» DIRECTIONS FOR THIS TASK
Print the listing in its entirety and exactly, leaving out images.

-- BEGIN DATA LINES --

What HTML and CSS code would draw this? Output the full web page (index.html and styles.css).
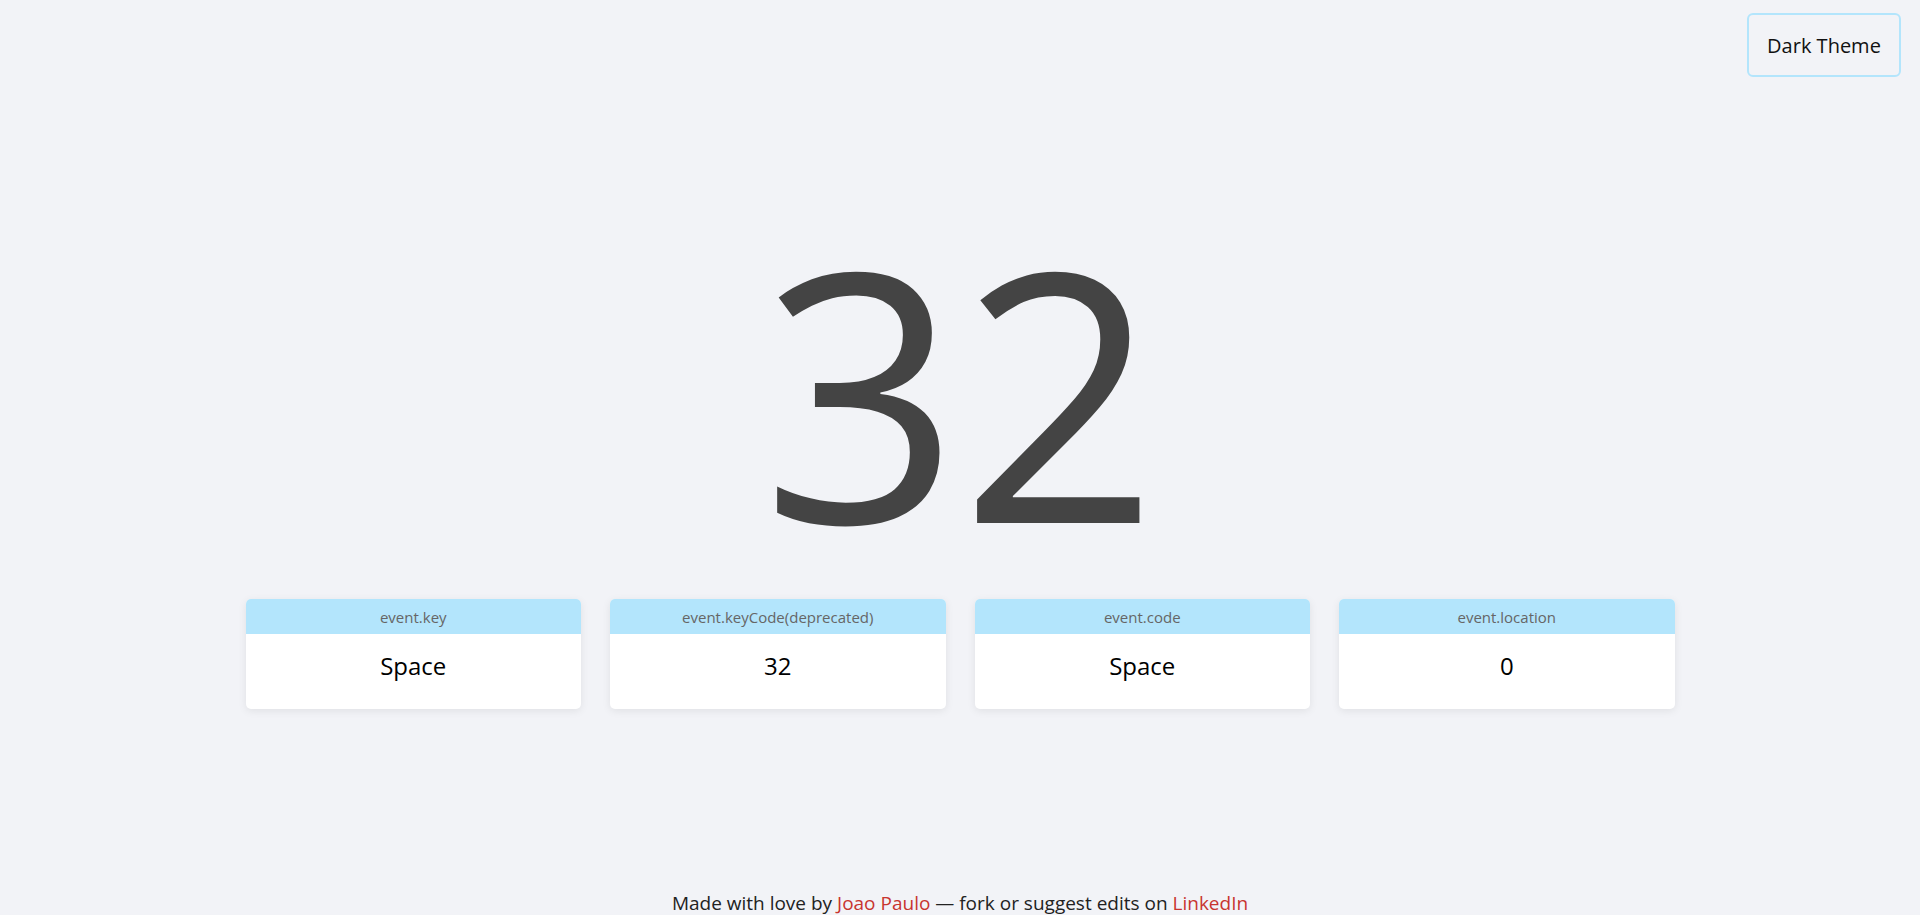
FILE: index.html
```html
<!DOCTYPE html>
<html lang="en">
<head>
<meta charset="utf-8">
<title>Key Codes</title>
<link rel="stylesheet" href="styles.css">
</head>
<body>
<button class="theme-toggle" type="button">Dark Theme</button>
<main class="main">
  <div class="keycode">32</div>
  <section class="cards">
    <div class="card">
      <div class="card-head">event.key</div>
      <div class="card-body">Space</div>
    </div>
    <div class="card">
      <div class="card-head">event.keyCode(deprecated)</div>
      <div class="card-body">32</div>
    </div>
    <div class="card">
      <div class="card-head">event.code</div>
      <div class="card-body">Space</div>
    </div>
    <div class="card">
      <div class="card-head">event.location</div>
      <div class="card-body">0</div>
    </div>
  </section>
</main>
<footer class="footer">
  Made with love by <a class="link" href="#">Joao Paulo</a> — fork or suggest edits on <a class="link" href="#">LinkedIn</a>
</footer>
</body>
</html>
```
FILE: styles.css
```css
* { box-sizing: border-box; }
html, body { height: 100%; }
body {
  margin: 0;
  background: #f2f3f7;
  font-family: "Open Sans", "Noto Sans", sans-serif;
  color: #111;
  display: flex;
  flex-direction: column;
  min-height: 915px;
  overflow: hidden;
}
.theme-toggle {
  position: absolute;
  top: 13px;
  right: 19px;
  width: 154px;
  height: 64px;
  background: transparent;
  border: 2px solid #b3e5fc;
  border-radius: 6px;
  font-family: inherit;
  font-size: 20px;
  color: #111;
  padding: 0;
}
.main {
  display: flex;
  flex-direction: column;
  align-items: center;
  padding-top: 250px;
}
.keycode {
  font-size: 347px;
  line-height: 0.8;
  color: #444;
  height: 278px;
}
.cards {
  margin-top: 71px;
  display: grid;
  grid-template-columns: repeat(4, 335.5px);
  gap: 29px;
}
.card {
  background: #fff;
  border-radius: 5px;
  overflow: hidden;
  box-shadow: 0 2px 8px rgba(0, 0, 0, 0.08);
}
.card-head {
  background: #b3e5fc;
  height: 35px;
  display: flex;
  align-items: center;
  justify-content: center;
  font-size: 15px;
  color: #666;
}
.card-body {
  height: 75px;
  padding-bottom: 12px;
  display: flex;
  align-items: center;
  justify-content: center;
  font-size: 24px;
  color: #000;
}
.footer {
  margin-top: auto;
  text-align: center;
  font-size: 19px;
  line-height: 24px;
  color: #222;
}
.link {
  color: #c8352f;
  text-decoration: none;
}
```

-- END DATA LINES --

» EXERCISE RESULT
What HTML and CSS code would draw this? Output the full web page (index.html and styles.css).
FILE: index.html
```html
<!DOCTYPE html>
<html lang="en">
<head>
<meta charset="utf-8">
<title>Key Codes</title>
<link rel="stylesheet" href="styles.css">
</head>
<body>
<button class="theme-toggle" type="button">Dark Theme</button>
<main class="main">
  <div class="keycode">32</div>
  <section class="cards">
    <div class="card">
      <div class="card-head">event.key</div>
      <div class="card-body">Space</div>
    </div>
    <div class="card">
      <div class="card-head">event.keyCode(deprecated)</div>
      <div class="card-body">32</div>
    </div>
    <div class="card">
      <div class="card-head">event.code</div>
      <div class="card-body">Space</div>
    </div>
    <div class="card">
      <div class="card-head">event.location</div>
      <div class="card-body">0</div>
    </div>
  </section>
</main>
<footer class="footer">
  Made with love by <a class="link" href="#">Joao Paulo</a> — fork or suggest edits on <a class="link" href="#">LinkedIn</a>
</footer>
</body>
</html>
```
FILE: styles.css
```css
* { box-sizing: border-box; }
html, body { height: 100%; }
body {
  margin: 0;
  background: #f2f3f7;
  font-family: "Open Sans", "Noto Sans", sans-serif;
  color: #111;
  display: flex;
  flex-direction: column;
  min-height: 915px;
  overflow: hidden;
}
.theme-toggle {
  position: absolute;
  top: 13px;
  right: 19px;
  width: 154px;
  height: 64px;
  background: transparent;
  border: 2px solid #b3e5fc;
  border-radius: 6px;
  font-family: inherit;
  font-size: 20px;
  color: #111;
  padding: 0;
}
.main {
  display: flex;
  flex-direction: column;
  align-items: center;
  padding-top: 250px;
}
.keycode {
  font-size: 347px;
  line-height: 0.8;
  color: #444;
  height: 278px;
}
.cards {
  margin-top: 71px;
  display: grid;
  grid-template-columns: repeat(4, 335.5px);
  gap: 29px;
}
.card {
  background: #fff;
  border-radius: 5px;
  overflow: hidden;
  box-shadow: 0 2px 8px rgba(0, 0, 0, 0.08);
}
.card-head {
  background: #b3e5fc;
  height: 35px;
  display: flex;
  align-items: center;
  justify-content: center;
  font-size: 15px;
  color: #666;
}
.card-body {
  height: 75px;
  padding-bottom: 12px;
  display: flex;
  align-items: center;
  justify-content: center;
  font-size: 24px;
  color: #000;
}
.footer {
  margin-top: auto;
  text-align: center;
  font-size: 19px;
  line-height: 24px;
  color: #222;
}
.link {
  color: #c8352f;
  text-decoration: none;
}
```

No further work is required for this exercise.